The GMCC would be able to issue up to four Class 1 production licenses (up from two) and up to eight Class 2 production licenses (up from four).
Additional licenses could be added as the Low THC Oil Patient Registry continues to grow based on increments of 50,000 patients.
As of November 2021, there were 21,299 patients in the Low THC Oil Patient Registry.
The Medical Association of Georgia (MAG) which has 8,400 physician members across the state also supports HB 1453.
“We ought to apply all the guardrails we use for regular medications to this medical treatment,” said Dr. Kelly DeGraffenreid, an Atlanta family physician, and member of MAG. “We should apply all the learnings and standards for medicine to anything we use as a medical treatment, including medical marijuana.”
A Closer Look at House Bill 1400
Republican Chairman Alan Powell introduced House Bill 1400, two weeks ago. It cleared its first committee on a unanimous vote.
It’s a different bill - with the same goal.
“It’s not a matter of what I want to do. It’s a matter of necessity,” Chairman Powell said. “The legislature passed the cannabis oil bill for disabled children and adults three years ago, and apparently it was a flawed system.”
Highlights of the bill include:
- The General Assembly would establish a Medical Cannabis Commission Oversight Committee with two members appointed by the Lieutenant Governor and two members appointed by the House of Representatives. Committee members would be permitted to inspect any production facility upon request and after reasonable notice is provided to the production facility
- The Georgia Access to Medical Cannabis Commission must contract with qualified third party consultants to assist the commission in developing evaluation criteria, in reviewing and evaluating proposals, etc.
- More transparency. All working papers, recorded information, documents, and copies produced by, obtained by, or disclosed to The Georgia Access to Medical Cannabis Commission would be subject to open record laws.
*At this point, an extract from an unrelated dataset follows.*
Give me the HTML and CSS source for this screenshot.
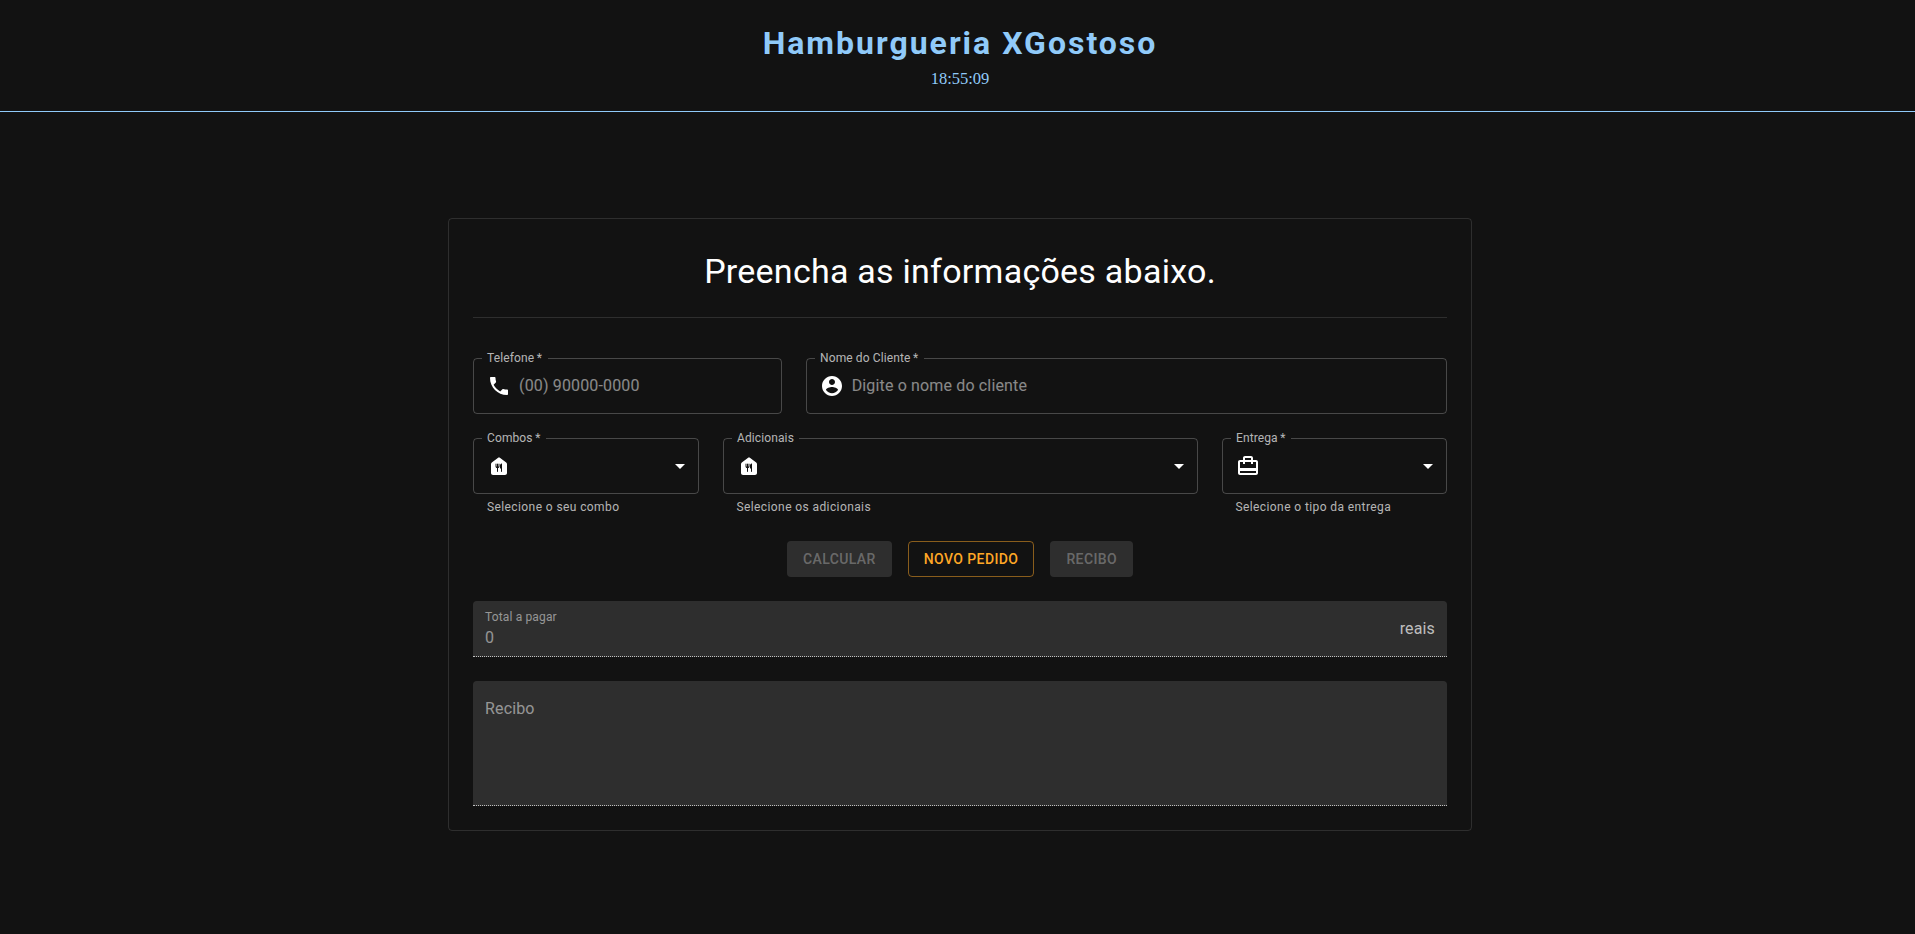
FILE: index.html
```html
<!DOCTYPE html>
<html lang="pt-BR">
<head>
<meta charset="utf-8">
<title>Hamburgueria XGostoso</title>
<link rel="stylesheet" href="styles.css">
</head>
<body>
<div class="page">
<header class="header">
  <h1 class="brand">Hamburgueria XGostoso</h1>
  <time class="clock">18:55:09</time>
</header>
<main class="card">
  <h2 class="title">Preencha as informações abaixo.</h2>
  <hr class="divider">
  <form class="grid">
    <div class="field col-4">
      <label class="label">Telefone&thinsp;*</label>
      <div class="control">
        <svg class="icon" viewBox="0 0 24 24"><path d="M6.62 10.79c1.44 2.83 3.76 5.14 6.59 6.59l2.2-2.2c.27-.27.67-.36 1.02-.24 1.12.37 2.33.57 3.57.57.55 0 1 .45 1 1V20c0 .55-.45 1-1 1-9.39 0-17-7.61-17-17 0-.55.45-1 1-1h3.5c.55 0 1 .45 1 1 0 1.25.2 2.45.57 3.57.11.35.03.74-.25 1.02l-2.2 2.2z"/></svg>
        <input class="input" placeholder="(00) 90000-0000">
        <fieldset class="outline"><legend class="notch">Telefone *</legend></fieldset>
      </div>
    </div>
    <div class="field col-8">
      <label class="label">Nome do Cliente&thinsp;*</label>
      <div class="control">
        <svg class="icon" viewBox="0 0 24 24"><path d="M12 2C6.48 2 2 6.48 2 12s4.48 10 10 10 10-4.48 10-10S17.52 2 12 2zm0 3c1.66 0 3 1.34 3 3s-1.34 3-3 3-3-1.34-3-3 1.34-3 3-3zm0 14.2c-2.5 0-4.71-1.28-6-3.22.03-1.99 4-3.08 6-3.08 1.99 0 5.97 1.09 6 3.08-1.29 1.94-3.5 3.22-6 3.22z"/></svg>
        <input class="input" placeholder="Digite o nome do cliente">
        <fieldset class="outline"><legend class="notch">Nome do Cliente *</legend></fieldset>
      </div>
    </div>
    <div class="field col-3">
      <label class="label">Combos&thinsp;*</label>
      <div class="control select">
        <svg class="icon" viewBox="0 0 24 24"><path d="M19.2 8.4l-6-4.5c-.71-.53-1.69-.53-2.4 0l-6 4.5C4.3 8.78 4 9.37 4 10v9c0 1.1.9 2 2 2h12c1.1 0 2-.9 2-2v-9c0-.63-.3-1.22-.8-1.6zM12.5 12.5c0 .83-.67 1.5-1.5 1.5v3.5c0 .28-.22.5-.5.5s-.5-.22-.5-.5V14c-.83 0-1.5-.67-1.5-1.5V10c0-.28.22-.5.5-.5s.5.22.5.5v2.5h.5V10c0-.28.22-.5.5-.5s.5.22.5.5v2.5h.5V10c0-.28.22-.5.5-.5s.5.22.5.5v2.5zM15 17.500c0 .28-.22.5-.5.5s-.5-.22-.5-.5v-3h-1v-3c0-.97.7-1.78 1.62-1.96.2-.04.38.12.38.32v8.14z"/></svg>
        <svg class="icon" viewBox="0 0 24 24"><path d="M7 10l5 5 5-5z"/></svg>
        <fieldset class="outline"><legend class="notch">Combos *</legend></fieldset>
      </div>
      <p class="helper">Selecione o seu combo</p>
    </div>
    <div class="field col-6">
      <label class="label">Adicionais</label>
      <div class="control select">
        <svg class="icon" viewBox="0 0 24 24"><path d="M19.2 8.4l-6-4.5c-.71-.53-1.69-.53-2.4 0l-6 4.5C4.3 8.78 4 9.37 4 10v9c0 1.1.9 2 2 2h12c1.1 0 2-.9 2-2v-9c0-.63-.3-1.22-.8-1.6zM12.5 12.5c0 .83-.67 1.5-1.5 1.5v3.5c0 .28-.22.5-.5.5s-.5-.22-.5-.5V14c-.83 0-1.5-.67-1.5-1.5V10c0-.28.22-.5.5-.5s.5.22.5.5v2.5h.5V10c0-.28.22-.5.5-.5s.5.22.5.5v2.5h.5V10c0-.28.22-.5.5-.5s.5.22.5.5v2.5zM15 17.500c0 .28-.22.5-.5.5s-.5-.22-.5-.5v-3h-1v-3c0-.97.7-1.78 1.62-1.96.2-.04.38.12.38.32v8.14z"/></svg>
        <svg class="icon" viewBox="0 0 24 24"><path d="M7 10l5 5 5-5z"/></svg>
        <fieldset class="outline"><legend class="notch">Adicionais</legend></fieldset>
      </div>
      <p class="helper">Selecione os adicionais</p>
    </div>
    <div class="field col-3">
      <label class="label">Entrega&thinsp;*</label>
      <div class="control select">
        <svg class="icon" viewBox="0 0 24 24"><path d="M20 6h-3V4c0-1.11-.89-2-2-2H9c-1.11 0-2 .89-2 2v2H4c-1.11 0-2 .89-2 2v11c0 1.11.89 2 2 2h16c1.11 0 2-.89 2-2V8c0-1.11-.89-2-2-2zM9 4h6v2H9V4zm11 15H4v-2h16v2zm0-5H4V8h3v2h2V8h6v2h2V8h3v6z"/></svg>
        <svg class="icon" viewBox="0 0 24 24"><path d="M7 10l5 5 5-5z"/></svg>
        <fieldset class="outline"><legend class="notch">Entrega *</legend></fieldset>
      </div>
      <p class="helper">Selecione o tipo da entrega</p>
    </div>
    <div class="actions">
      <button class="button disabled" type="button">Calcular</button>
      <button class="button outlined" type="button">Novo pedido</button>
      <button class="button disabled" type="button">Recibo</button>
    </div>
    <div class="filled total">
      <div class="total-text">
        <span class="total-label">Total a pagar</span>
        <span class="total-value">0</span>
      </div>
      <span class="unit">reais</span>
    </div>
    <div class="filled receipt">Recibo</div>
  </form>
</main>
</div>
</body>
</html>
```
FILE: styles.css
```css
* { box-sizing: border-box; }

body {
  margin: 0;
  min-height: 934px;
  overflow: hidden;
  background: #121212;
  color: #fff;
  font: 400 16px/1.5 Roboto, sans-serif;
  letter-spacing: 0.00938em;
}

.page {
  width: 1920px;
}

.header {
  display: flex;
  flex-direction: column;
  align-items: center;
  height: 112px;
  padding-top: 24px;
  border-bottom: 1px solid #90caf9;
  color: #90caf9;
}

.brand {
  margin: 0;
  font-size: 32px;
  font-weight: 700;
  line-height: 38px;
  letter-spacing: 2px;
}

.clock {
  margin-top: 7px;
  font: 16.5px/19px "Liberation Serif", serif;
  letter-spacing: 0;
}

.card {
  width: 1024px;
  height: 613px;
  margin: 106px auto 0;
  padding: 24px;
  border: 1px solid rgba(255, 255, 255, 0.12);
  border-radius: 4px;
}

.title {
  margin: 7px 0 25px;
  font-size: 34px;
  font-weight: 400;
  line-height: 42px;
  letter-spacing: 0.00735em;
  text-align: center;
}

.divider {
  height: 1px;
  margin: 0 0 40px;
  border: 0;
  background: rgba(255, 255, 255, 0.12);
}

.grid {
  display: grid;
  grid-template-columns: repeat(12, 1fr);
  gap: 24px;
}

.col-3 { grid-column: span 3; }
.col-4 { grid-column: span 4; }
.col-6 { grid-column: span 6; }
.col-8 { grid-column: span 8; }

.field {
  position: relative;
  min-width: 0;
}

.label {
  position: absolute;
  top: 0;
  left: 0;
  color: rgba(255, 255, 255, 0.7);
  line-height: 23px;
  white-space: nowrap;
  transform: translate(14px, -9px) scale(0.75);
  transform-origin: top left;
}

.control {
  position: relative;
  display: flex;
  align-items: center;
  gap: 8px;
  height: 56px;
  padding: 0 14px;
}

.select {
  justify-content: space-between;
  padding-right: 7px;
}

.icon {
  flex: none;
  width: 24px;
  height: 24px;
  fill: #fff;
}

.input {
  flex: 1;
  min-width: 0;
  height: 23px;
  padding: 0;
  border: 0;
  outline: 0;
  background: none;
  color: #fff;
  font: inherit;
  letter-spacing: inherit;
}

.input::placeholder {
  color: #fff;
  opacity: 0.5;
}

.outline {
  position: absolute;
  inset: -5px 0 0;
  min-width: 0;
  margin: 0;
  padding: 0 8px;
  border: 1px solid rgba(255, 255, 255, 0.23);
  border-radius: 4px;
  pointer-events: none;
}

.notch {
  height: 11px;
  padding: 0 5px;
  font-size: 12px;
  line-height: 11px;
  visibility: hidden;
}

.helper {
  margin: 3px 14px 0;
  color: rgba(255, 255, 255, 0.7);
  font-size: 12px;
  line-height: 20px;
  letter-spacing: 0.03333em;
}

.actions {
  grid-column: 1 / -1;
  display: flex;
  justify-content: center;
  gap: 16px;
}

.button {
  height: 36px;
  padding: 0 16px;
  border: 0;
  border-radius: 4px;
  font: 500 14px/24px Roboto, sans-serif;
  letter-spacing: 0.02857em;
  text-transform: uppercase;
}

.disabled {
  background: rgba(255, 255, 255, 0.12);
  color: rgba(255, 255, 255, 0.3);
}

.outlined {
  padding: 0 15px;
  border: 1px solid rgba(255, 167, 38, 0.5);
  background: none;
  color: #ffa726;
}

.filled {
  grid-column: 1 / -1;
  border-bottom: 1px dotted rgba(255, 255, 255, 0.7);
  border-radius: 4px 4px 0 0;
  background: rgba(255, 255, 255, 0.12);
  color: rgba(255, 255, 255, 0.5);
}

.total {
  display: flex;
  align-items: center;
  justify-content: space-between;
  height: 56px;
  padding: 0 12px;
}

.total-text {
  display: flex;
  flex-direction: column;
}

.total-label {
  height: 18px;
  font-size: 12px;
  line-height: 19px;
}

.total-value {
  line-height: 23px;
}

.unit {
  color: rgba(255, 255, 255, 0.7);
}

.receipt {
  height: 125px;
  padding: 16px 12px;
}
```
That means the public – and the media – would be able to access more records, that we have not able to previously access.
“It’s a way of creating a situation to clean up the judicial solution and to make it a legislative solution,” Chairman Alan Powell, District 32. "
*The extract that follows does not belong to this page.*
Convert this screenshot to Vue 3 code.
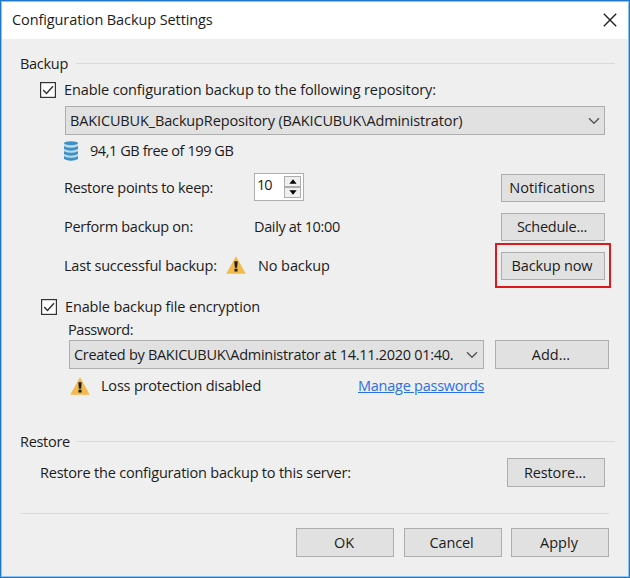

The Georgia Access to Medical Cannabis Commission could issue up to nine Class 1 production licenses (up from two) and up to 19 Class 2 production licenses (up from four). However, the aggregate number of Class 1 and Class 2 production licenses awarded or issued would not exceed 22 production licenses
At the heart of all of this – families like Sebastian Cotte and his son Jagger.
“We are not asking for the moon. We are asking for access like so many other states have,” Sebastian Cotte said.
Jagger Cotte suffers from a rare neurological disorder called Leigh’s Disease.
“He is nonverbal, never spoke in his life, he cannot hold his head up, he cannot walk, he is 100% handicapped,” Cotte explained.
Doctors said he would not live past his 4th birthday. Today, Jagger is 11 years old. His dad, Sebastien, credits high CBD, low THC cannabis oil as the key to his progress.
“Right away, we saw some changes but the one thing I will never forget - Jagger had not smiled for a year before that - After two or three days on CBD, Jagger smiled again,” Cotte added.
Cotte moved from Atlanta to Colorado in 2014 so Jagger could be treated with cannabis oil. At that time, it was illegal to use cannabis for medicinal purposes in Georgia, while in Colorado, cannabis became fully legal in 2012. Now, medicinal cannabis is legal in Georgia, but there is still no place to buy it in the state. So, Cotte buys it from other states.
He’s been advocating for medical marijuana for years. In 2013, he and his wife even co-founded Georgia’s Hope, a group of mostly parents who fight for access to legal cannabis for their children.
Cotte says he’d be happy if either bill passes – he just wants medicine for his son.
“I’m still hopeful we’re gonna get it but it’s just taking forever,” Cotte said.